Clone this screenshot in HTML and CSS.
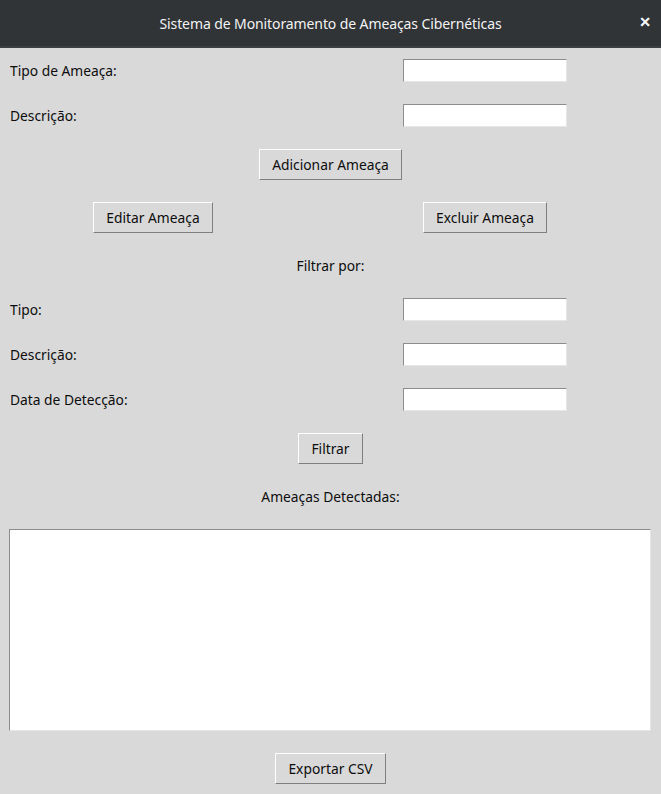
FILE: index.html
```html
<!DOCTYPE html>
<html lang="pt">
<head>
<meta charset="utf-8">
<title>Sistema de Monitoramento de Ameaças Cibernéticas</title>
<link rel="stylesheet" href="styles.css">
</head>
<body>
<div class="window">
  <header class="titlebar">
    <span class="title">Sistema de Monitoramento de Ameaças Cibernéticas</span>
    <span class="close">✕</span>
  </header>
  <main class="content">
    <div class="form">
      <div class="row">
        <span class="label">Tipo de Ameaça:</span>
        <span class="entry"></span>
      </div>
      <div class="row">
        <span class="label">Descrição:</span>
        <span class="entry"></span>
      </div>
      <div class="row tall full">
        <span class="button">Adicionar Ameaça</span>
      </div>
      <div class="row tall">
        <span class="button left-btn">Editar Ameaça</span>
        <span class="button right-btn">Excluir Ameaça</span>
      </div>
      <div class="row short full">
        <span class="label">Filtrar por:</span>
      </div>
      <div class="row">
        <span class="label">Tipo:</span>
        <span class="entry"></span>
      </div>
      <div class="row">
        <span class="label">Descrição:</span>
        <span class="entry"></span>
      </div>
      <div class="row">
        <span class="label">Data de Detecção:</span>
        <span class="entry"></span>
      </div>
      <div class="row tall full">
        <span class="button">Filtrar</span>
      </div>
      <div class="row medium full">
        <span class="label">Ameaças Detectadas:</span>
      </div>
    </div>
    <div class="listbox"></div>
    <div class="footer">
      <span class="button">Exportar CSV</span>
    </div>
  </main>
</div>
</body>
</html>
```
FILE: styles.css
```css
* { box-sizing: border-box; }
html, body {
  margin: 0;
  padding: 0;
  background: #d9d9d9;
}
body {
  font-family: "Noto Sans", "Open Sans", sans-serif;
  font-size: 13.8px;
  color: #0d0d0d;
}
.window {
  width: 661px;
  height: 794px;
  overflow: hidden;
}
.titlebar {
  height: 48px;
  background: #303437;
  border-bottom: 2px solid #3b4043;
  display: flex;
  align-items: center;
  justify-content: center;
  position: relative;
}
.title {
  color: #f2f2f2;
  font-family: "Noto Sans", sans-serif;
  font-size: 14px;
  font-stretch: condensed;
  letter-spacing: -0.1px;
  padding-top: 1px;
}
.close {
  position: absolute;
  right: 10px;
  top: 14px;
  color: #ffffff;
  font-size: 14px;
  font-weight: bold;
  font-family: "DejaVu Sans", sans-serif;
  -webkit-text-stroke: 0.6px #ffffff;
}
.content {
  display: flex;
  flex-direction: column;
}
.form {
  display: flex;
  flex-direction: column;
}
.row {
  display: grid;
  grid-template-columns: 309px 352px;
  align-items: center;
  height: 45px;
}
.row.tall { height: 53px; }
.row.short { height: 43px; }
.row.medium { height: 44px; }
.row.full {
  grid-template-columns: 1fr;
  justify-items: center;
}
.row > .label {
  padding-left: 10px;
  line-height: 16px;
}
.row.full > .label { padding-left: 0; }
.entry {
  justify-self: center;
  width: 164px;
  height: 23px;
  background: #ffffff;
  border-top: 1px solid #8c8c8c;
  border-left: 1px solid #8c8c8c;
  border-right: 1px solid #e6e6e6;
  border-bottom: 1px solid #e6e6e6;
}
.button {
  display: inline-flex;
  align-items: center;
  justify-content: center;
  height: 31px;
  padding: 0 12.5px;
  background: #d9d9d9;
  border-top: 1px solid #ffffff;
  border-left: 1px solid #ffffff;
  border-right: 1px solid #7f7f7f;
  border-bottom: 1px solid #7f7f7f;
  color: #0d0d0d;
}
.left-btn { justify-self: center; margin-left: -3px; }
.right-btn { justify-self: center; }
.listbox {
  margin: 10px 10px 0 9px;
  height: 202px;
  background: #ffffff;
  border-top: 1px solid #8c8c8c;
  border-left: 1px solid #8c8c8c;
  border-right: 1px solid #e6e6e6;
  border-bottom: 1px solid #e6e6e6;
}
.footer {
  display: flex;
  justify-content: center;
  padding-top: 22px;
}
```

○ ○ ○ ○

▶ **WHAT THE TASK ASKS**
Copy out every line of the material above exactly, skipping the pictures.

▶ **REPLY**
Clone this screenshot in HTML and CSS.
FILE: index.html
```html
<!DOCTYPE html>
<html lang="pt">
<head>
<meta charset="utf-8">
<title>Sistema de Monitoramento de Ameaças Cibernéticas</title>
<link rel="stylesheet" href="styles.css">
</head>
<body>
<div class="window">
  <header class="titlebar">
    <span class="title">Sistema de Monitoramento de Ameaças Cibernéticas</span>
    <span class="close">✕</span>
  </header>
  <main class="content">
    <div class="form">
      <div class="row">
        <span class="label">Tipo de Ameaça:</span>
        <span class="entry"></span>
      </div>
      <div class="row">
        <span class="label">Descrição:</span>
        <span class="entry"></span>
      </div>
      <div class="row tall full">
        <span class="button">Adicionar Ameaça</span>
      </div>
      <div class="row tall">
        <span class="button left-btn">Editar Ameaça</span>
        <span class="button right-btn">Excluir Ameaça</span>
      </div>
      <div class="row short full">
        <span class="label">Filtrar por:</span>
      </div>
      <div class="row">
        <span class="label">Tipo:</span>
        <span class="entry"></span>
      </div>
      <div class="row">
        <span class="label">Descrição:</span>
        <span class="entry"></span>
      </div>
      <div class="row">
        <span class="label">Data de Detecção:</span>
        <span class="entry"></span>
      </div>
      <div class="row tall full">
        <span class="button">Filtrar</span>
      </div>
      <div class="row medium full">
        <span class="label">Ameaças Detectadas:</span>
      </div>
    </div>
    <div class="listbox"></div>
    <div class="footer">
      <span class="button">Exportar CSV</span>
    </div>
  </main>
</div>
</body>
</html>
```
FILE: styles.css
```css
* { box-sizing: border-box; }
html, body {
  margin: 0;
  padding: 0;
  background: #d9d9d9;
}
body {
  font-family: "Noto Sans", "Open Sans", sans-serif;
  font-size: 13.8px;
  color: #0d0d0d;
}
.window {
  width: 661px;
  height: 794px;
  overflow: hidden;
}
.titlebar {
  height: 48px;
  background: #303437;
  border-bottom: 2px solid #3b4043;
  display: flex;
  align-items: center;
  justify-content: center;
  position: relative;
}
.title {
  color: #f2f2f2;
  font-family: "Noto Sans", sans-serif;
  font-size: 14px;
  font-stretch: condensed;
  letter-spacing: -0.1px;
  padding-top: 1px;
}
.close {
  position: absolute;
  right: 10px;
  top: 14px;
  color: #ffffff;
  font-size: 14px;
  font-weight: bold;
  font-family: "DejaVu Sans", sans-serif;
  -webkit-text-stroke: 0.6px #ffffff;
}
.content {
  display: flex;
  flex-direction: column;
}
.form {
  display: flex;
  flex-direction: column;
}
.row {
  display: grid;
  grid-template-columns: 309px 352px;
  align-items: center;
  height: 45px;
}
.row.tall { height: 53px; }
.row.short { height: 43px; }
.row.medium { height: 44px; }
.row.full {
  grid-template-columns: 1fr;
  justify-items: center;
}
.row > .label {
  padding-left: 10px;
  line-height: 16px;
}
.row.full > .label { padding-left: 0; }
.entry {
  justify-self: center;
  width: 164px;
  height: 23px;
  background: #ffffff;
  border-top: 1px solid #8c8c8c;
  border-left: 1px solid #8c8c8c;
  border-right: 1px solid #e6e6e6;
  border-bottom: 1px solid #e6e6e6;
}
.button {
  display: inline-flex;
  align-items: center;
  justify-content: center;
  height: 31px;
  padding: 0 12.5px;
  background: #d9d9d9;
  border-top: 1px solid #ffffff;
  border-left: 1px solid #ffffff;
  border-right: 1px solid #7f7f7f;
  border-bottom: 1px solid #7f7f7f;
  color: #0d0d0d;
}
.left-btn { justify-self: center; margin-left: -3px; }
.right-btn { justify-self: center; }
.listbox {
  margin: 10px 10px 0 9px;
  height: 202px;
  background: #ffffff;
  border-top: 1px solid #8c8c8c;
  border-left: 1px solid #8c8c8c;
  border-right: 1px solid #e6e6e6;
  border-bottom: 1px solid #e6e6e6;
}
.footer {
  display: flex;
  justify-content: center;
  padding-top: 22px;
}
```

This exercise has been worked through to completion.